Gonçalo Noites está empenhado em “continuar a competir” e não pretende parar, “enquanto não tiver uma lesão séria”. Essa determinação agrada ao treinador, que não esconde sentir “uma emoção enorme, uma sensação indescritível”, cada vez que os atletas que orienta conseguem uma vitória num combate. Explica Pedro Alves que “por muito pequena que seja essa vitória, há a satisfação e o orgulho da conquista e essa conquista contribui para a autoestima do atleta”.
Pelos outros e para os outros
Pedro Alves, que começou a praticar Muay Thai aos 6 anos e a competir aos 8, decidiu deixar a competição e dedicar-se “ao ensino da modalidade” em 2012, porque começou a “dar uns treinos e umas aulas a pessoas que pediam” e percebeu que “no fim do treino, as pessoas ficavam satisfeitas e eu gostava muito de transmitir o que sabia e o que tinha aprendido”. Essa “predisposição natural para os outros” fê-lo sentir que “estava ali para espalhar a modalidade e para fazer crescer este desporto”. Pedro e Gonçalo estão, por isso, em sintonia no conselho que deixam a qualquer criança ou jovem que queira experimentar o Muay Thai ou começar a praticar Muay Thai. Ambos concordam que “esta é uma forma de moldar o futuro dessa criança ou desse jovem”.

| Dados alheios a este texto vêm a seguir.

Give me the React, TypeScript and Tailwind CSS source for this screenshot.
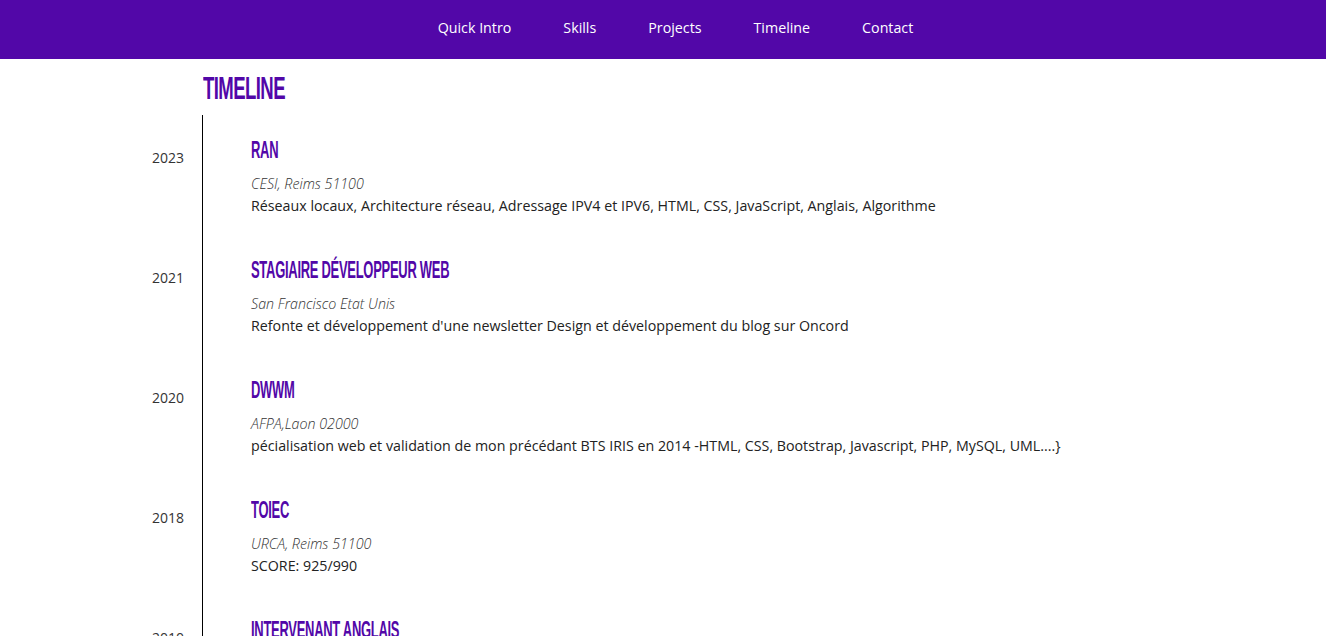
import React from "react";

const items = [
  { year: "2023", title: "RAN", place: "CESI, Reims 51100", desc: "Réseaux locaux, Architecture réseau, Adressage IPV4 et IPV6, HTML, CSS, JavaScript, Anglais, Algorithme" },
  { year: "2021", title: "Stagiaire Développeur Web", place: "San Francisco Etat Unis", desc: "Refonte et développement d'une newsletter Design et développement du blog sur Oncord" },
  { year: "2020", title: "DWWM", place: "AFPA,Laon 02000", desc: "pécialisation web et validation de mon précédant BTS IRIS en 2014 -HTML, CSS, Bootstrap, Javascript, PHP, MySQL, UML....}" },
  { year: "2018", title: "TOIEC", place: "URCA, Reims 51100", desc: "SCORE: 925/990" },
  { year: "2010", title: "Intervenant Anglais", place: "Reims", desc: "Cours d'anglais" },
];

const heading = "font-['Liberation_Sans_Narrow','Liberation_Sans',sans-serif] font-bold uppercase text-[#5207a8]";

export default function App() {
  return (
    <div className="min-h-[636px] bg-white font-['Open_Sans',sans-serif] text-[#222]">
      <nav className="h-[59px] bg-[#5207a8] flex items-center justify-center gap-[52px] text-white text-[14.25px] pl-[25px] pb-[4px]">
        <span>Quick Intro</span>
        <span>Skills</span>
        <span>Projects</span>
        <span>Timeline</span>
        <span>Contact</span>
      </nav>
      <section className="pt-[12px]">
        <h2 className={`${heading} ml-[203px] text-[32px] leading-[34px] tracking-[-1px] origin-left scale-x-[0.58] inline-block`}>Timeline</h2>
        <div className="mt-[10px]">
          {items.map((it) => (
            <div key={it.year} className="flex h-[120px]">
              <div className="w-[184px] text-right text-[14px] pt-[32px] text-[#333]">{it.year}</div>
              <div className="ml-[18px] border-l border-black pl-[48px] pt-[22px] flex-1">
                <div className={`${heading} text-[24px] leading-[26px] tracking-[-0.5px] origin-left scale-x-[0.54] whitespace-nowrap`}>{it.title}</div>
                <div className="mt-[10px] text-[14.25px] leading-[22px] italic font-light text-[#333]">{it.place}</div>
                <div className="text-[14.25px] leading-[22px] text-[#222]">{it.desc}</div>
              </div>
            </div>
          ))}
        </div>
      </section>
    </div>
  );
}
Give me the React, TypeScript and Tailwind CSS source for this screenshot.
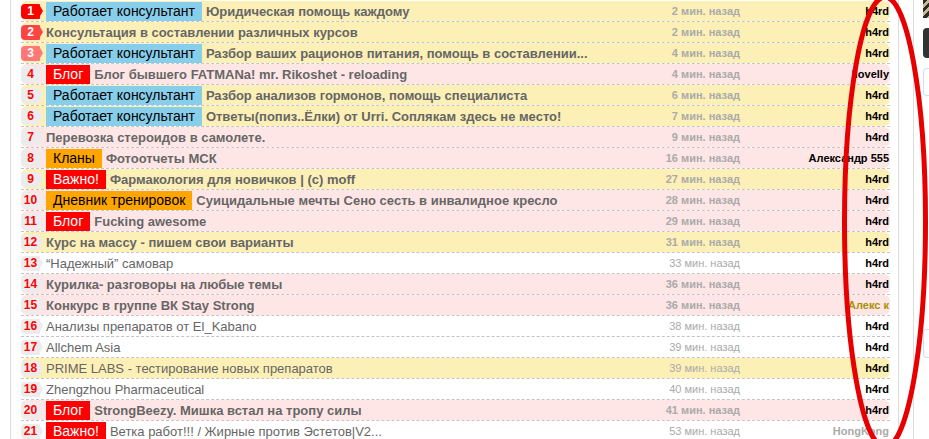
import React from "react";

type BadgeKind = "r1" | "r2" | "r3" | "g";
type LabelKind = "blue" | "red" | "orange";
type Bg = "y" | "p" | "w";

interface Row {
  n: number;
  badge: BadgeKind;
  label?: { text: string; kind: LabelKind };
  title: string;
  bg: Bg;
  bold: boolean;
  time: string;
  author: string;
  authorCls?: string;
}

const badgeBody: Record<BadgeKind, string> = {
  r1: "bg-[#ff0000] text-white",
  r2: "bg-[#ff4444] text-white",
  r3: "bg-[#ff7777] text-white",
  g: "bg-[#ececec] text-[#ff0000]",
};
const badgeTip: Record<BadgeKind, string> = {
  r1: "border-l-[#ff0000]",
  r2: "border-l-[#ff4444]",
  r3: "border-l-[#ff7777]",
  g: "border-l-[#ececec]",
};
const labelCls: Record<LabelKind, string> = {
  blue: "bg-[#87ceeb] text-black",
  red: "bg-[#ff0000] text-white",
  orange: "bg-[#ffa500] text-black",
};
const rowBg: Record<Bg, string> = {
  y: "bg-[#fdf0b6]",
  p: "bg-[#fee6e6]",
  w: "bg-white",
};

const RK = { text: "Работает консультант", kind: "blue" as LabelKind };
const BLOG = { text: "Блог", kind: "red" as LabelKind };
const VAZH = { text: "Важно!", kind: "red" as LabelKind };

const rows: Row[] = [
  { n: 1, badge: "r1", label: RK, title: "Юридическая помощь каждому", bg: "y", bold: true, time: "2 мин. назад", author: "h4rd" },
  { n: 2, badge: "r2", title: "Консультация в составлении различных курсов", bg: "y", bold: true, time: "2 мин. назад", author: "h4rd" },
  { n: 3, badge: "r3", label: RK, title: "Разбор ваших рационов питания, помощь в составлении...", bg: "y", bold: true, time: "4 мин. назад", author: "h4rd" },
  { n: 4, badge: "g", label: BLOG, title: "Блог бывшего FATMANa! mr. Rikoshet - reloading", bg: "p", bold: true, time: "4 мин. назад", author: "Ilovelly" },
  { n: 5, badge: "g", label: RK, title: "Разбор анализов гормонов, помощь специалиста", bg: "y", bold: true, time: "6 мин. назад", author: "h4rd" },
  { n: 6, badge: "g", label: RK, title: "Ответы(попиз..Ёлки) от Urri. Соплякам здесь не место!", bg: "y", bold: true, time: "7 мин. назад", author: "h4rd" },
  { n: 7, badge: "g", title: "Перевозка стероидов в самолете.", bg: "p", bold: true, time: "9 мин. назад", author: "h4rd" },
  { n: 8, badge: "g", label: { text: "Кланы", kind: "orange" }, title: "Фотоотчеты МСК", bg: "p", bold: true, time: "16 мин. назад", author: "Александр 555" },
  { n: 9, badge: "g", label: VAZH, title: "Фармакология для новичков | (c) moff", bg: "y", bold: true, time: "27 мин. назад", author: "h4rd" },
  { n: 10, badge: "g", label: { text: "Дневник тренировок", kind: "orange" }, title: "Суицидальные мечты Сено сесть в инвалидное кресло", bg: "p", bold: true, time: "28 мин. назад", author: "h4rd" },
  { n: 11, badge: "g", label: BLOG, title: "Fucking awesome", bg: "p", bold: true, time: "29 мин. назад", author: "h4rd" },
  { n: 12, badge: "g", title: "Курс на массу - пишем свои варианты", bg: "y", bold: true, time: "31 мин. назад", author: "h4rd" },
  { n: 13, badge: "g", title: "“Надежный” самовар", bg: "w", bold: false, time: "33 мин. назад", author: "h4rd" },
  { n: 14, badge: "g", title: "Курилка- разговоры на любые темы", bg: "p", bold: true, time: "36 мин. назад", author: "h4rd" },
  { n: 15, badge: "g", title: "Конкурс в группе ВК Stay Strong", bg: "p", bold: true, time: "36 мин. назад", author: "Алекс к", authorCls: "text-[#a89000]" },
  { n: 16, badge: "g", title: "Анализы препаратов от El_Kabano", bg: "w", bold: false, time: "38 мин. назад", author: "h4rd" },
  { n: 17, badge: "g", title: "Allchem Asia", bg: "w", bold: false, time: "39 мин. назад", author: "h4rd" },
  { n: 18, badge: "g", title: "PRIME LABS - тестирование новых препаратов", bg: "y", bold: false, time: "39 мин. назад", author: "h4rd" },
  { n: 19, badge: "g", title: "Zhengzhou Pharmaceutical", bg: "w", bold: false, time: "40 мин. назад", author: "h4rd" },
  { n: 20, badge: "g", label: BLOG, title: "StrongBeezy. Мишка встал на тропу силы", bg: "p", bold: true, time: "41 мин. назад", author: "h4rd" },
  { n: 21, badge: "g", label: VAZH, title: "Ветка работ!!! / Жирные против Эстетов|V2...", bg: "w", bold: false, time: "53 мин. назад", author: "HongKong", authorCls: "text-[#aaaaaa]" },
];

function TopicRow({ r }: { r: Row }) {
  return (
    <div className="h-[21px] border-b border-dashed border-[#c4c4c4]">
      <div className={`h-[20px] rounded-[6px] flex items-center ${rowBg[r.bg]}`}>
        <div className="w-[25px] flex-none flex items-center">
          <div
            className={`h-[15px] w-[19px] rounded-l-[4px] rounded-r-[1px] flex items-center justify-center text-[12px] font-bold leading-none ${badgeBody[r.badge]}`}
          >
            {r.n}
          </div>
          <div className={`w-0 h-0 border-y-[5px] border-y-transparent border-l-[3px] ${badgeTip[r.badge]}`} />
        </div>
        {r.label && (
          <div
            className={`h-[19px] px-[7px] mr-[4px] flex-none flex items-center text-[14px] leading-none ${labelCls[r.label.kind]}`}
          >
            {r.label.text}
          </div>
        )}
        <div
          className={`flex-1 min-w-0 truncate text-[13px] leading-[17px] text-[#666666] ${r.bold ? "font-bold" : "font-normal"}`}
        >
          {r.title}
        </div>
        <div
          className={`w-[120px] flex-none text-right text-[11px] leading-none text-[#aaaaaa] whitespace-nowrap ${r.bold ? "font-bold" : "font-normal"}`}
        >
          {r.time}
        </div>
        <div
          className={`w-[150px] flex-none text-right pr-[1px] text-[11px] leading-[15px] font-bold whitespace-nowrap overflow-hidden ${r.authorCls ?? "text-black"}`}
        >
          {r.author}
        </div>
      </div>
    </div>
  );
}

export default function App() {
  return (
    <div className="relative w-[929px] h-[439px] overflow-hidden bg-white flex font-['Liberation_Sans',Arial,sans-serif]">
      <div className="ml-[10px] w-[889px] flex-none border-x border-[#dddddd] pl-[10px] pr-[8px] pt-[1px]">
        {rows.map((r) => (
          <TopicRow key={r.n} r={r} />
        ))}
      </div>
      <div className="ml-[14px] flex-1 border-l border-[#dddddd] pl-[9px] flex flex-col">
        <div className="h-[18px] bg-[repeating-linear-gradient(135deg,#2e2a26_0px,#2e2a26_3px,#c9b896_3px,#c9b896_6px)]" />
        <div className="mt-[10px] h-[30px] rounded-l-[4px] bg-[#333333]" />
        <div className="mt-[10px] h-[28px] rounded-l-[4px] border border-r-0 border-[#cfe0ee] bg-white" />
        <div className="mt-[233px] h-[29px] rounded-l-[4px] border border-r-0 border-[#cfe0ee] bg-white" />
      </div>
      <svg className="absolute inset-0 pointer-events-none" width="929" height="439" viewBox="0 0 929 439">
        <ellipse cx="885" cy="222" rx="40.5" ry="225" fill="none" stroke="#e60000" strokeWidth="5" />
      </svg>
    </div>
  );
}
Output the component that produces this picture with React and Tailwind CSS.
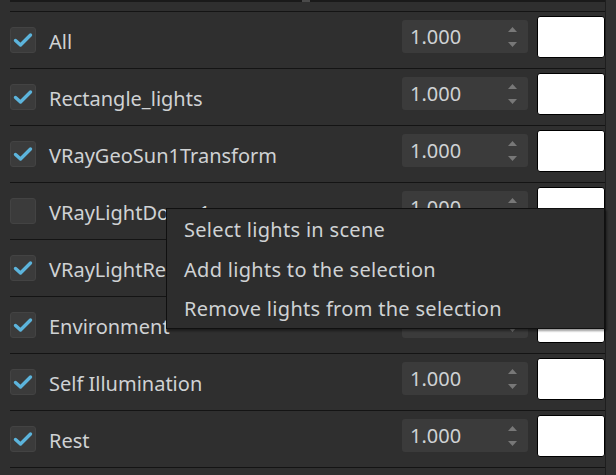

Gonçalo um jovem cheio de talento. Desconhecia a modalidade de Muay Thai. Desconhecia os seus prémios conquistados. Parabéns ao seu treinador. Até me dói as pernas só de olhar para aquelas patadas😀
Um jovem com grande talento. Um trabalhador. .,
São reportagens como esta que mostram o esforço, talento, regras, privações dos GRANDES. E o Gonçalo é grande.
Eu também pratico a modalidade em Leiria. Hoje sou uma outra pessoa…posso dizer que o MT mudou a minha vida…
Que presença espetacular tem o Gonçalo. Onde é a escola? Sou de Setúbal. Obrigada.
Um jovem cheio de talento. Que orgulho.
Que belas pernas. Até fico sem ar de ver. Vais longe e Portugal já tem e terá ainda muito orgulho na tua carreira. Venham os Jogos Olímpicos.